If he can do this, there are more paths to success.

If the Republicans play ball, and the economy improves, he gets to claim credit.

If they refuse, and the economy stays lousy, he gets to say "I told them to pass X!"

If the Republicans play ball and the economy stays lousy, they can't blame *him* for the failure.

If they refuse, and the economy booms, hey, the economy is booming!

But he has to modify his stance. He's been a "community organizer" for two years - that's a good thing, let's figure out what we *can* do, and do it. But that's not a key for political success when one side wants to paint your side as evil.

Now, he has to *lead*. He has to say "this is what the nation needs!" and make the Republicans look bad if they refuse to step up to the plate with *something* (that is: something besides tax cuts and deregulation).

Well, there was this GWOT thingie, which I think affected the state of budget-balance quite a bit.

There was also the 2003 tax cut thingie, passed when the GWOT thingie was already in full swing, and the Iraq invasion thingie was already eating "supplementals" for breakfast.

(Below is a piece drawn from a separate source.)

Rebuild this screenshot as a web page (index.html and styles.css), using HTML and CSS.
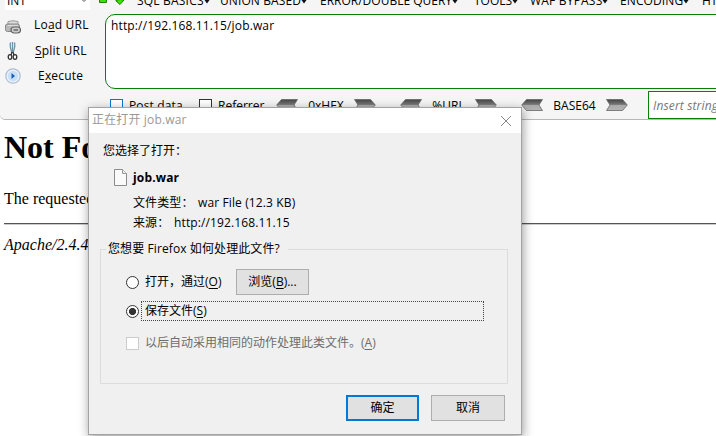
FILE: index.html
```html
<!DOCTYPE html>
<html lang="zh-CN">
<head>
<meta charset="utf-8">
<title>job.war</title>
<link rel="stylesheet" href="styles.css">
</head>
<body>
<svg class="defs" width="0" height="0" aria-hidden="true">
  <defs>
    <linearGradient id="steel" x1="0" y1="0" x2="0" y2="1">
      <stop offset="0" stop-color="#444"/><stop offset=".45" stop-color="#777"/><stop offset=".5" stop-color="#aaa"/><stop offset="1" stop-color="#b5b5b5"/>
    </linearGradient>
    <symbol id="left" viewBox="0 0 22 12"><path d="M.7 6 5.500.5H21.500L18 6l3.500 5.500H5.500z" fill="url(#steel)" stroke="#666" stroke-width=".8"/></symbol>
    <symbol id="right" viewBox="0 0 22 12"><path d="M21.300 6 16.500.5H.5L4 6 .5 11.500H16.500z" fill="url(#steel)" stroke="#666" stroke-width=".8"/></symbol>
    <symbol id="drop" viewBox="0 0 6 4"><path d="M.5 0H5.500L3 3.500z" fill="#111"/></symbol>
  </defs>
</svg>
<header class="hackbar">
  <nav class="menus">
    <div class="select"><span>INT</span><svg width="6" height="4" viewBox="0 0 6 4"><path d="M1 -.5 3 1.500 5 -.5" fill="none" stroke="#555"/></svg></div>
    <svg class="greens" width="30" height="8" viewBox="0 0 30 8"><path d="M1.500-2H8.500V2.500H1.500z" fill="#3be000" stroke="#267d09"/><path d="M20.500-2H24V0H26L22 4.500 18 1V0H20.500z" fill="#3be000" stroke="#267d09"/></svg>
    <span class="menu m1">SQL BASICS<svg><use href="#drop"/></svg></span>
    <span class="menu m2">UNION BASED<svg><use href="#drop"/></svg></span>
    <span class="menu m3">ERROR/DOUBLE QUERY<svg><use href="#drop"/></svg></span>
    <span class="menu m4">TOOLS<svg><use href="#drop"/></svg></span>
    <span class="menu m5">WAF BYPASS<svg><use href="#drop"/></svg></span>
    <span class="menu m6">ENCODING<svg><use href="#drop"/></svg></span>
    <span class="menu m7">HTML</span>
  </nav>
  <div class="work">
    <div class="actions">
      <div class="action">
        <svg width="16" height="16" viewBox="0 0 16 16"><path d="M3 7V3.500Q8 2 13 3.500V7" fill="#ddd" stroke="#999"/><rect x=".5" y="6" width="14" height="7.500" rx="2" fill="#b9b9b9" stroke="#888"/><path d="M3 7.500H13" stroke="#ddd"/><rect x="6" y="9" width="9.500" height="6" rx="3" fill="#ccc" stroke="#666" stroke-width="1.200"/><path d="M8.500 12h4.500" stroke="#666" stroke-width="1.400"/></svg>
        <span class="load">Lo<u>a</u>d URL</span>
      </div>
      <div class="action">
        <svg width="16" height="20" viewBox="0 0 16 20"><path d="M5.500 1.500Q4.500 6 7 11.500M7.500 1V11M9.500 1.500Q10.500 6 8 11.500" fill="none" stroke="#6994a5" stroke-width="1.300"/><g fill="none" stroke="#333" stroke-width="1.300"><path d="M7 11 6 14M8 11 9 14"/><ellipse cx="5" cy="16" rx="1.800" ry="2.300"/><ellipse cx="10" cy="16" rx="1.800" ry="2.300"/></g></svg>
        <span class="split"><u>S</u>plit URL</span>
      </div>
      <div class="action">
        <svg width="16" height="16" viewBox="0 0 16 16"><circle cx="8" cy="8" r="7.200" fill="#eaf2fc" stroke="#b0bfd5" stroke-width="1.300"/><circle cx="8" cy="8" r="5.200" fill="#c9dff7"/><path d="M6.500 5 10 8 6.500 11z" fill="#165fb8"/></svg>
        <span class="execute">E<u>x</u>ecute</span>
      </div>
    </div>
    <div class="url"><span>http://192.168.11.15/job.war</span></div>
  </div>
  <div class="tools">
    <i class="box blue"></i><span class="post">Post data</span>
    <i class="box"></i><span class="referrer">Referrer</span>
    <svg class="arrow first"><use href="#left"/></svg><span class="hex">0xHEX</span><svg class="arrow"><use href="#right"/></svg>
    <svg class="arrow second"><use href="#left"/></svg><span class="pct">%URL</span><svg class="arrow"><use href="#right"/></svg>
    <svg class="arrow third"><use href="#left"/></svg><span class="base">BASE64</span><svg class="arrow"><use href="#right"/></svg>
    <div class="insert">Insert string</div>
  </div>
</header>
<main class="page">
  <h1>Not Found</h1>
  <p>The requested URL</p>
  <hr>
  <address>Apache/2.4.4</address>
</main>
<section class="dialog">
  <div class="titlebar"><span>正在打开 job.war</span><svg width="12" height="12" viewBox="0 0 12 12"><path d="M1 1 11 11M11 1 1 11" stroke="#888" fill="none"/></svg></div>
  <div class="body">
    <div class="chosen">您选择了打开：</div>
    <div class="file"><svg width="13" height="17" viewBox="0 0 13 17"><path d="M.5 .5H8.500L12.500 4.500V16.500H.5z" fill="#fafafa" stroke="#8c8c8c"/><path d="M8.500 .5V4.500H12.500" fill="#eee" stroke="#999"/></svg><b>job.war</b></div>
    <div class="detail"><span class="type">文件类型：</span><span class="kind">war File (12.3 KB)</span></div>
    <div class="detail"><span class="source">来源：</span><span class="host">http://192.168.11.15</span></div>
    <fieldset>
      <legend>您想要 <span class="ff">Firefox</span> 如何处理此文件?</legend>
      <div class="option open"><i class="radio"></i><span class="label">打开，通过(<u>O</u>)</span><button class="browse">浏览(<u>B</u>)...</button></div>
      <div class="option save"><i class="radio on"></i><span class="focus">保存文件(<u>S</u>)</span></div>
      <div class="option auto"><i class="check"></i><span class="label">以后自动采用相同的动作处理此类文件。(<u>A</u>)</span></div>
    </fieldset>
    <div class="buttons"><button class="ok">确定</button><button>取消</button></div>
  </div>
</section>
</body>
</html>
```
FILE: styles.css
```css
* { box-sizing: border-box; }
body { margin: 0; width: 716px; height: 436px; overflow: hidden; position: relative; background: #fff; color: #000; font: 12px/16px "Open Sans", "Noto Sans CJK SC", sans-serif; }
.defs { position: absolute; }
svg { display: block; flex: none; }
u { text-underline-offset: 2px; text-decoration-thickness: 1px; }
span { white-space: nowrap; }

.hackbar { height: 120px; background: #f5f5f5; border-bottom: 1px solid #b7b7b7; border-bottom-left-radius: 5px; overflow: hidden; }
.menus { height: 14px; display: flex; align-items: flex-start; overflow: hidden; }
.menus span { margin-top: -7px; }
.select { flex: none; width: 85px; height: 10px; margin-left: 5px; padding: 0 3px 0 2px; display: flex; justify-content: space-between; background: #fff; overflow: hidden; }
.greens { margin: 0 0 0 8px; width: 30px; }
.menu { display: flex; align-items: center; flex: none; }
.menu svg { width: 6px; height: 4px; margin-top: 1px; }
.m1 { width: 83px; margin-left: 9px; letter-spacing: .2px; }
.m2 { width: 100px; letter-spacing: .1px; }
.m3 { width: 154px; }
.m4 { width: 56px; }
.m5 { width: 90px; letter-spacing: .2px; }
.m6 { width: 82px; letter-spacing: .1px; }

.work { height: 75px; display: flex; }
.actions { width: 105px; flex: none; display: flex; flex-direction: column; }
.action { height: 25px; padding-left: 5px; display: flex; align-items: center; }
.action:first-child { height: 24px; }
.action:first-child span { margin-top: -2px; }
.action span { margin-left: 13px; letter-spacing: .2px; }
.action .split { margin-left: 14px; }
.action .execute { margin-left: 17px; }
.url { flex: 1; min-width: 0; margin-right: -10px; border: 1px solid #078007; border-radius: 10px 0 0 10px; background: #fff; padding: 3px 5px; letter-spacing: .14px; }

.tools { height: 30px; display: flex; align-items: center; padding: 2px 0 0 110px; }
.tools > * { flex: none; }
.tools span { margin-top: 1px; }
.box { width: 13px; height: 13px; border: 1px solid #333; background: #fff; }
.box.blue { border-color: #0078d7; }
.post { width: 64px; margin-left: 6px; letter-spacing: .15px; }
.post + .box { margin-left: 6px; }
.referrer { width: 52px; margin-left: 6px; }
.arrow { width: 22px; height: 12px; }
.hex, .pct, .base { text-align: center; }
.hex { width: 56px; }
.pct { width: 53px; }
.base { width: 63px; }
.first { margin-left: 6px; }
.second { margin-left: 24px; }
.third { margin-left: 24px; }
.insert { width: 80px; height: 28px; margin: -1px 0 0 20px; border: 1px solid #078007; background: #fff; padding: 6px 4px; color: #777; font-style: italic; letter-spacing: .15px; white-space: nowrap; }

.page { padding: 0 0 0 4px; font: 16px/18px "Liberation Serif", serif; }
.page h1 { margin: 0; padding-top: 9px; font-size: 32px; line-height: 37px; }
.page p { margin: 24px 0 15px; white-space: nowrap; }
.page hr { margin: 0 0 11px; border: 0; height: 2px; background: linear-gradient(#555 50%, #ccc 50%); }

.dialog { position: absolute; left: 88px; top: 107px; width: 434px; height: 328px; border: 1px solid #a3a3a3; background: #f0f0f0; box-shadow: 1px 3px 10px rgba(0,0,0,.4); }
.titlebar { height: 25px; background: #fff; color: #999; letter-spacing: .15px; display: flex; justify-content: space-between; align-items: center; padding: 0 9px 2px 3px; }
.titlebar svg { margin-top: 2px; }
.body { padding: 10px 16px 0 11px; }
.chosen { height: 17px; margin-left: 3px; }
.file { height: 19px; margin: 8px 0 0 14px; display: flex; align-items: center; }
.file b { margin-left: 6px; letter-spacing: .15px; }
.detail { height: 20px; margin-left: 33px; line-height: 20px; display: flex; letter-spacing: .12px; }
.file + .detail { margin-top: 6px; }
.type { width: 65px; }
.source { width: 41px; }
fieldset { width: 408px; height: 143px; margin: 8px 0 0; padding: 0; border: 1px solid #dcdcdc; min-width: 0; }
legend { height: 16px; margin-left: 5px; padding: 0 8px 0 2px; letter-spacing: .1px; white-space: nowrap; }
.option { display: flex; align-items: center; padding-left: 25px; }
.open { height: 26px; margin-top: 12px; }
.save { height: 20px; margin-top: 6px; }
.auto { height: 20px; margin-top: 12px; color: #6d6d6d; }
.radio, .check { width: 13px; height: 13px; flex: none; background: #fff; border: 1px solid #333; }
.radio { border-radius: 50%; }
.on { background: radial-gradient(circle, #333 3.2px, #fff 3.900px); }
.check { border-color: #ccc; }
.label { margin-left: 6px; }
.focus { width: 343px; height: 20px; margin-left: 2px; padding-left: 3px; border: 1px dotted #444; line-height: 18px; }
button { font: inherit; color: #000; background: #e1e1e1; border: 1px solid #adadad; border-radius: 0; padding: 0; width: 74px; height: 26px; }
.open .label { width: 91px; margin-right: 0; padding-right: 0; }
.browse { width: 73px; margin-left: 0; }
.buttons { display: flex; gap: 12px; margin: 11px 0 0 246px; }
.buttons .ok { width: 73px; border: 2px solid #0078d7; }
```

Dubya was perfectly content to change taxes in response to changing conditions -- as long as "change" meant "cut".

--TP

Yeah, when you cut taxes to the tune of trillions of dollars, you have trillions of dollars less in your coffers.

(we weren't even in the neighborhood of Laffer)

I don't know what neighborhood Laffer lives in. He's probably in a nice one, if he gets a royalty everytime someone invokes his name.

Speaking of taxes and expenditures and such, though, has anyone noticed that the budget projections over the next five years assume a rather robust rate of growth in revenues? Like, 15-20% per year?

And that without said revenue growth, we're even more thoroughly boned than they predict we'll be?

Probably no one has noticed that.

No one has cut taxes to the tune of a trillion dollars. But if that purported trillion dollars comes back, all in one year, it's still not even close to enough to balance the budget for that year. We're looking at trillion-dollar shortfalls every year, for the next several years.